SnAG: Scalable and Accurate Video Grounding
Fangzhou Mu, Sicheng Mo, Yin Li
TL;DR
The paper addresses the scalability of temporal video grounding in long videos with many text queries by analyzing cross-modal fusion strategies. It shows that late fusion, coupled with video-centric training, enables scalable inference and training while preserving or improving accuracy, leading to the SnAG baseline. SnAG achieves state-of-the-art or competitive results across long-form benchmarks (MAD, Ego4D-NLQ, TACoS) with significant efficiency gains, and remains strong on short-form datasets (Charades-STA, ActivityNet-Captions). The work provides both theoretical cost insights and extensive empirical validation, highlighting the practical impact of fusion design on scalable vision-language understanding.
Abstract
Temporal grounding of text descriptions in videos is a central problem in vision-language learning and video understanding.
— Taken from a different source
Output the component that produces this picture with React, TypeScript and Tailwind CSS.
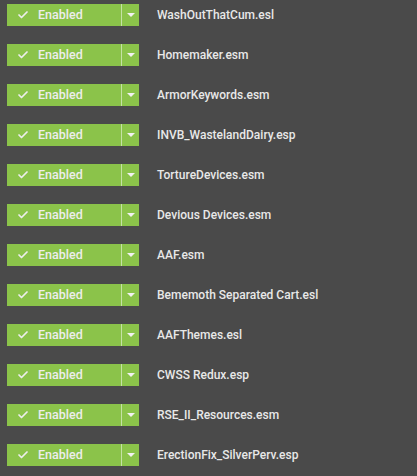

Existing methods often prioritize accuracy over scalability -- they have been optimized for grounding only a few text queries within short videos, and fail to scale up to long videos with hundreds of queries. In this paper, we study the effect of cross-modal fusion on the scalability of video grounding models. Our analysis establishes late fusion as a more cost-effective fusion scheme for long-form videos with many text queries. Moreover, it leads us to a novel, video-centric sampling scheme for efficient training. Based on these findings, we present SnAG, a simple baseline for scalable and accurate video grounding. Without bells and whistles, SnAG is 43% more accurate and 1.5x faster than CONE, a state of the art for long-form video grounding on the challenging MAD dataset, while achieving highly competitive results on short videos.